With an international consortium of universities, research agencies and industry we are constructing the Stawell Underground Physics Laboratory (SUPL) a kilometre underground at a gold mine in Stawell, Victoria. This will house the world’s first dark matter detector in the southern hemisphere, known as SABRE.

We use the layers of rock above to block radiation from space that would otherwise overwhelm our sensitive detector. This ensures that only the ghostly dark matter is able to pass through the solid rock, and will occasionally collide with the detector.

Some of the lead scientists of the SABRE experiment in the Stallwell gold mine. In the background is the radiation testing facility. Carl Knox (Swinburne University), Author provided

The SABRE experiment consists of an ultra-pure sodium iodide crystal doped with thallium that has extraordinarily low levels of radiation (we don’t want to see our own radioactive “glow” after all). This unique crystal, created by Princeton’s Professor Frank Calaprice, will occasionally be struck by a dark matter particle, causing the nucleus of an atom to recoil away like a game of billiards.

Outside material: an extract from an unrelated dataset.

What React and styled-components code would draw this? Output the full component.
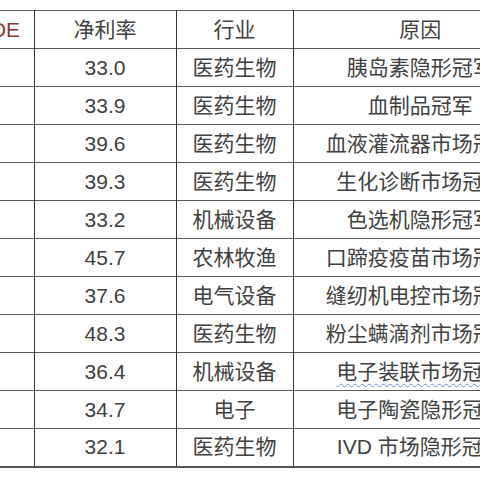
import React from "react";
import styled, { createGlobalStyle } from "styled-components";

const GlobalStyle = createGlobalStyle`
  html, body {
    margin: 0;
    padding: 0;
    background: #ffffff;
    overflow: hidden;
  }
  body {
    width: 480px;
    height: 480px;
  }
`;

const Page = styled.div`
  width: 480px;
  height: 480px;
  overflow: hidden;
  padding-top: 10px;
  box-sizing: border-box;
`;

const Table = styled.table`
  margin-left: -39px;
  border-collapse: collapse;
  table-layout: fixed;
  width: 586px;
  font-family: "Liberation Sans", "Noto Sans CJK SC", sans-serif;
  font-size: 21px;
  color: #404040;
  & col.roe { width: 73px; }
  & col.margin { width: 142px; }
  & col.industry { width: 117px; }
  & col.reason { width: 254px; }
`;

const Row = styled.tr`
  height: 38px;
  border-top: 1px solid #5a5a5a;
  &:last-child {
    border-bottom: 2px solid #555555;
  }
`;

const Cell = styled.td`
  padding: 0;
  text-align: center;
  vertical-align: middle;
  white-space: nowrap;
  overflow: hidden;
  border-left: 1px solid #333333;
  line-height: 36px;
  color: ${(p) => (p.$accent ? "#8b3535" : "#404040")};
  &:first-child {
    border-left: none;
  }
`;

const Marked = styled.span`
  text-decoration: underline wavy #5d8ee0;
  text-decoration-thickness: 1px;
  text-underline-offset: 4px;
`;

const rows = [
  { margin: "33.0", industry: "医药生物", reason: "胰岛素隐形冠军" },
  { margin: "33.9", industry: "医药生物", reason: "血制品冠军" },
  { margin: "39.6", industry: "医药生物", reason: "血液灌流器市场冠军" },
  { margin: "39.3", industry: "医药生物", reason: "生化诊断市场冠军" },
  { margin: "33.2", industry: "机械设备", reason: "色选机隐形冠军" },
  { margin: "45.7", industry: "农林牧渔", reason: "口蹄疫疫苗市场冠军" },
  { margin: "37.6", industry: "电气设备", reason: "缝纫机电控市场冠军" },
  { margin: "48.3", industry: "医药生物", reason: "粉尘螨滴剂市场冠军" },
  { margin: "36.4", industry: "机械设备", reason: "电子装联市场冠军", marked: true },
  { margin: "34.7", industry: "电子", reason: "电子陶瓷隐形冠军" },
  { margin: "32.1", industry: "医药生物", reason: "IVD 市场隐形冠军" },
];

export default function App() {
  return (
    <Page>
      <GlobalStyle />
      <Table>
        <colgroup>
          <col className="roe" />
          <col className="margin" />
          <col className="industry" />
          <col className="reason" />
        </colgroup>
        <tbody>
          <Row>
            <Cell $accent>ROE</Cell>
            <Cell>净利率</Cell>
            <Cell>行业</Cell>
            <Cell>原因</Cell>
          </Row>
          {rows.map((r) => (
            <Row key={r.reason}>
              <Cell />
              <Cell>{r.margin}</Cell>
              <Cell>{r.industry}</Cell>
              <Cell>{r.marked ? <Marked>{r.reason}</Marked> : r.reason}</Cell>
            </Row>
          ))}
        </tbody>
      </Table>
    </Page>
  );
}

The atom will be energetically excited during the collision and eventually release this energy as a high energy gamma-ray.

The sodium iodide crystal itself is a natural scintillator, taking this gamma-ray and producing a flash of optical light that the sensitive cameras around the crystal can detect. So, in hunting for ghosts, we look for faint flashes of light in the dark.

We hope that, in time, we might finally shed some light on dark matter, and gain an insight into this mysterious substance that makes up five times more of the mass of the universe than what we can see.